I even excel at games where I have little to no experience. The past two weekends, I played my 10-year-old nephew in Madden 18. I haven't played a live person at Madden in nearly 20 years while my nephew plays it daily. At half-time it was 30-0 and he didn't want to play anymore.
Perhaps I should've taken it easy on him, but I cannot help myself. He vowed to practice all week and that next time, he warned, I wouldn't be so lucky. Sure enough, after talking a lot of smack during breakfast we fired up Madden again. I took it easy on him and he scored first quickly. As he rubbed it in, I flipped the switch and put up 35 unanswered points. He didn't know what hit him. He could not fathom how his "old" uncle could be so good at this game. He was at a loss for words. I told him to keep practicing and "get good." Sure, my wife said I should take it easy on him and let him win, but how else is he supposed to learn?
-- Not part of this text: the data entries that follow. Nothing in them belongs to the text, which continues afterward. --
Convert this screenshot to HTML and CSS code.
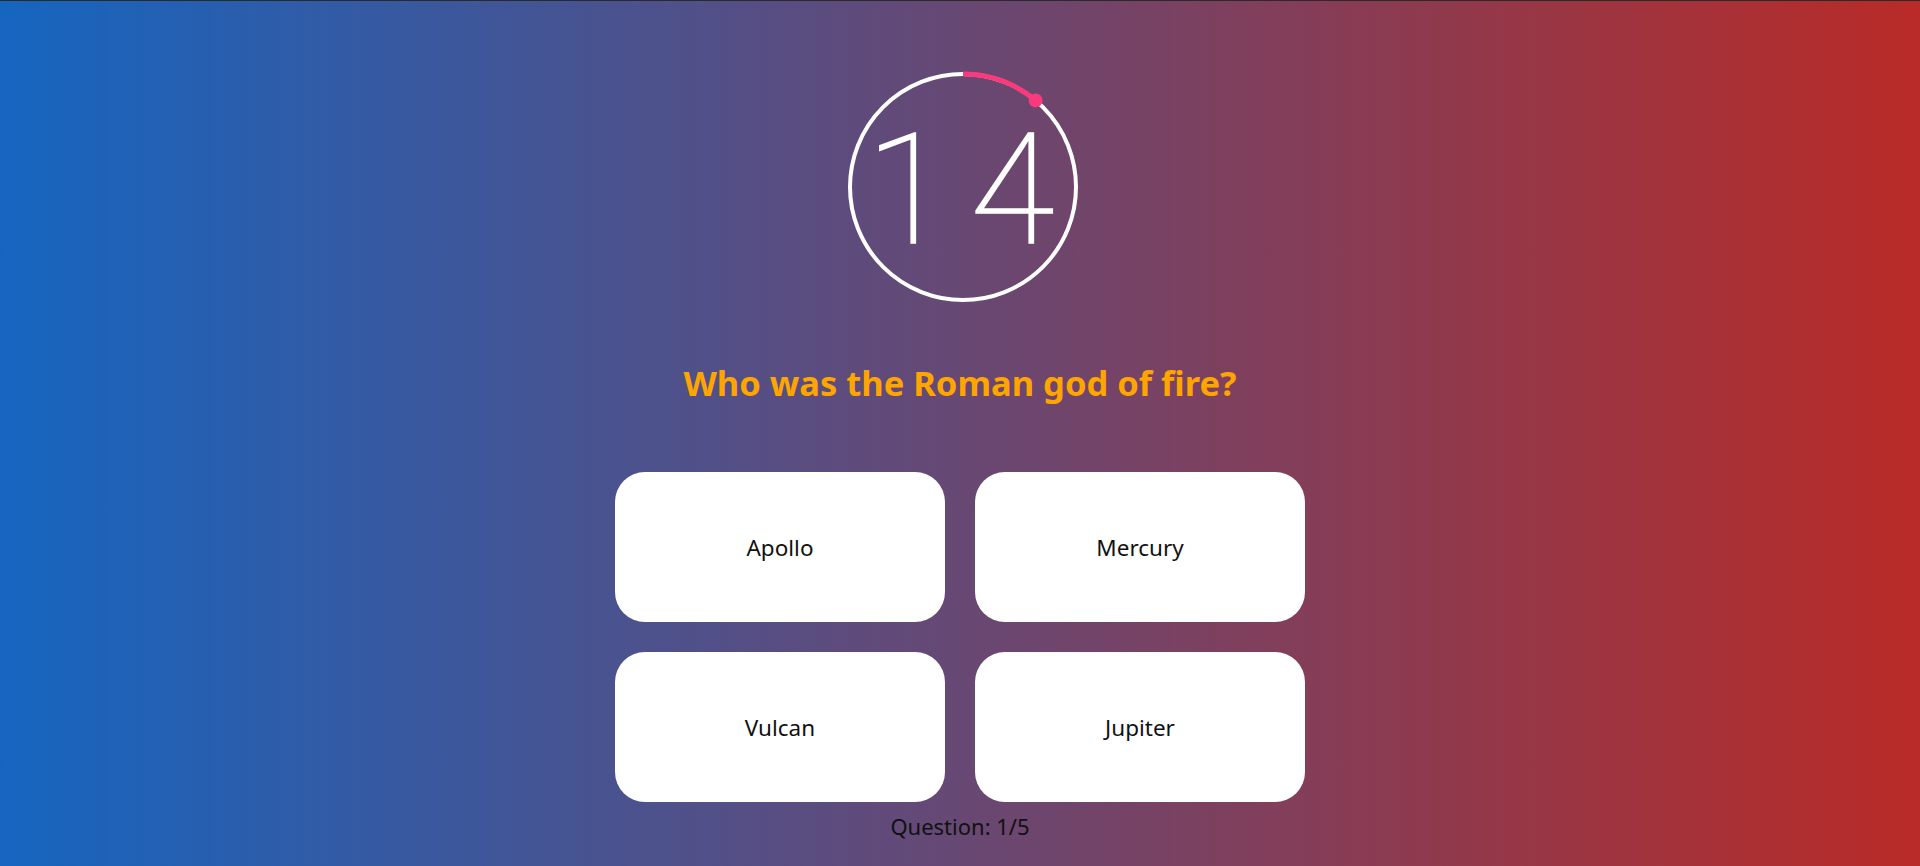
FILE: index.html
```html
<!DOCTYPE html>
<html lang="en">
<head>
<meta charset="utf-8">
<title>Quiz</title>
<link rel="stylesheet" href="styles.css">
</head>
<body>
<main class="quiz">
  <div class="timer">
    <svg class="timer-ring" width="232" height="232" viewBox="0 0 232 232">
      <circle cx="116" cy="116" r="113" fill="none" stroke="#ffffff" stroke-width="4"/>
      <path d="M116 3 A113 113 0 0 1 188.6 29.4" fill="none" stroke="#f93a7d" stroke-width="5"/>
      <circle cx="188.6" cy="29.4" r="7" fill="#f93a7d"/>
    </svg>
    <span class="timer-value">14</span>
  </div>
  <h1 class="question">Who was the Roman god of fire?</h1>
  <div class="answers">
    <button class="answer">Apollo</button>
    <button class="answer">Mercury</button>
    <button class="answer">Vulcan</button>
    <button class="answer">Jupiter</button>
  </div>
  <p class="progress">Question: 1/5</p>
</main>
</body>
</html>
```
FILE: styles.css
```css
html, body {
  margin: 0;
  padding: 0;
  height: 100%;
}
body {
  box-sizing: border-box;
  border-top: 1px solid #2a2a2a;
  background: linear-gradient(to right, #1565c0, #b92b27);
  font-family: "Noto Sans", "Open Sans", sans-serif;
  overflow: hidden;
}
.quiz {
  display: flex;
  flex-direction: column;
  align-items: center;
  padding-top: 70px;
}
.timer {
  display: grid;
  width: 232px;
  height: 232px;
  margin-left: 6px;
}
.timer-ring,
.timer-value {
  grid-area: 1 / 1;
}
.timer-value {
  align-self: center;
  justify-self: center;
  color: #ffffff;
  font-family: "Roboto", "Inter", sans-serif;
  font-weight: 100;
  font-size: 154px;
  line-height: 1;
  letter-spacing: 20px;
  margin-right: -14px;
  margin-top: 8px;
  -webkit-text-stroke: 1.6px #ffffff;
}
.question {
  margin: 56px 0 0;
  color: #ffa500;
  font-size: 34.5px;
  font-weight: 700;
  line-height: 48px;
}
.answers {
  display: grid;
  grid-template-columns: 330px 330px;
  grid-auto-rows: 150px;
  gap: 30px;
  margin-top: 65px;
}
.answer {
  border: none;
  border-radius: 30px;
  background: #ffffff;
  color: #111111;
  font-family: "Noto Sans", "Open Sans", sans-serif;
  font-size: 22.5px;
  cursor: pointer;
}
.progress {
  margin: 9px 0 0;
  color: #111111;
  font-size: 22px;
  line-height: 30px;
}
```
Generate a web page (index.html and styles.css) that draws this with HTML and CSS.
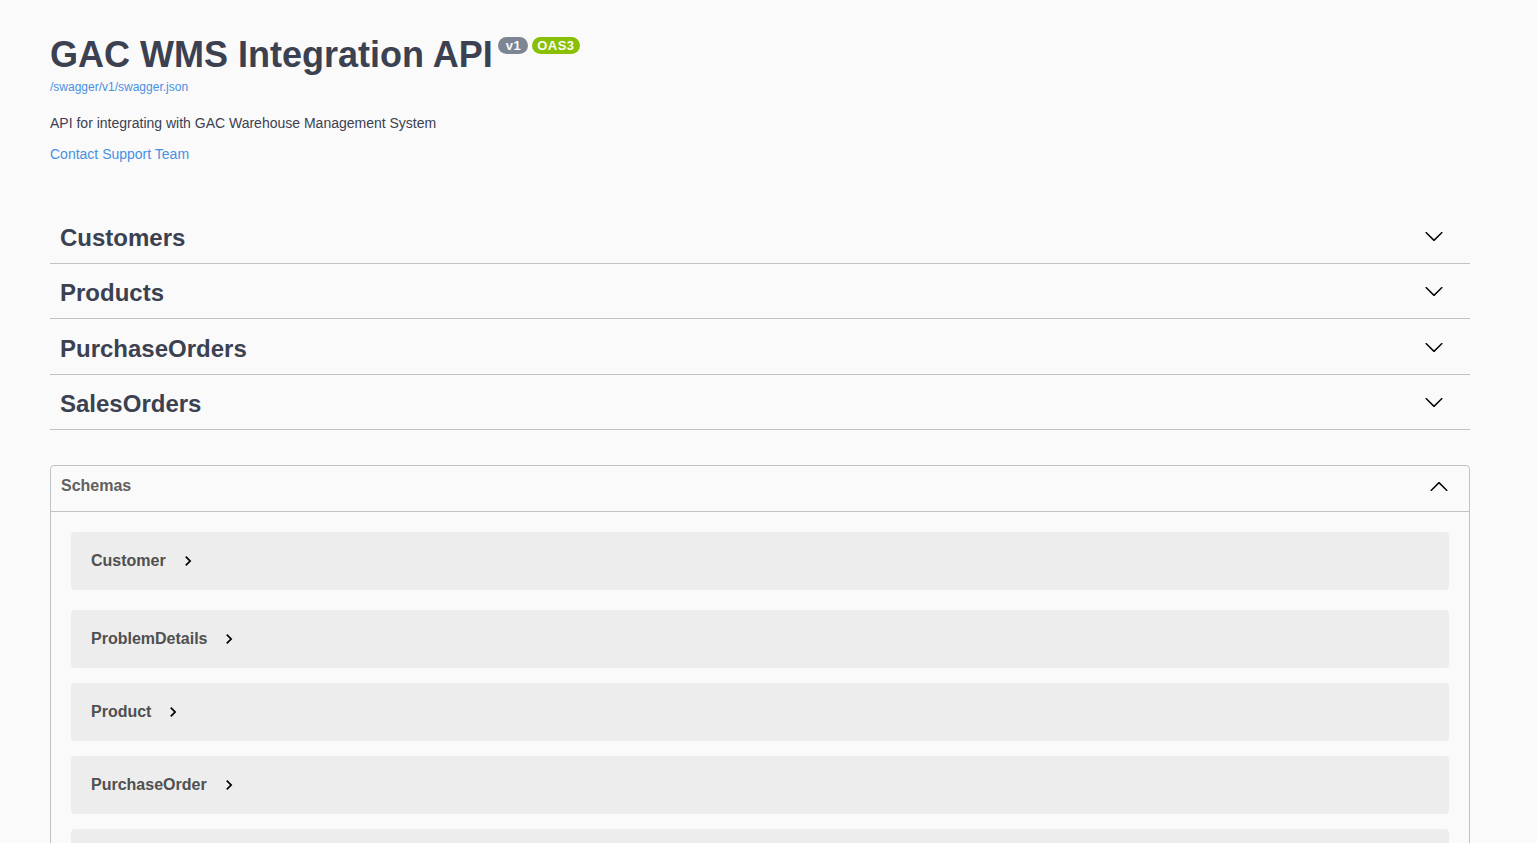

Perhaps this is a blessing, since the thought of getting older terrifies me and I hate doing things that old people like doing. Trust me, I know, and see what old people do to keep themselves occupied, when I visit my father-in-law in Florida. He lives in an area we're the age range is between 80 and "holy shit were you alive before the lightbulb was invented?"
They love to golf, which I find mind numbing. They love to go to Indian Casinos and drop quarters into the slots, which I find a total waste of money. They like to garden, which I do only out of necessity, so that my neighbors don't think that they live next to the Munsters.
Perhaps the one thing that they do that I can tolerate is shuffle board, but only when I'm incredibly drunk.
So, I don't plan on giving up gaming anytime soon. I'm simply too good at gaming and getting better at apparently. Also, video games help slow mental decline. I think I'll just keep playing, even when I look like a Caucasian version of David Lo Pan. Topping leader boards and beating down braggadocios whipper snappers is more fun than shuffle board and Parcheesi anyway.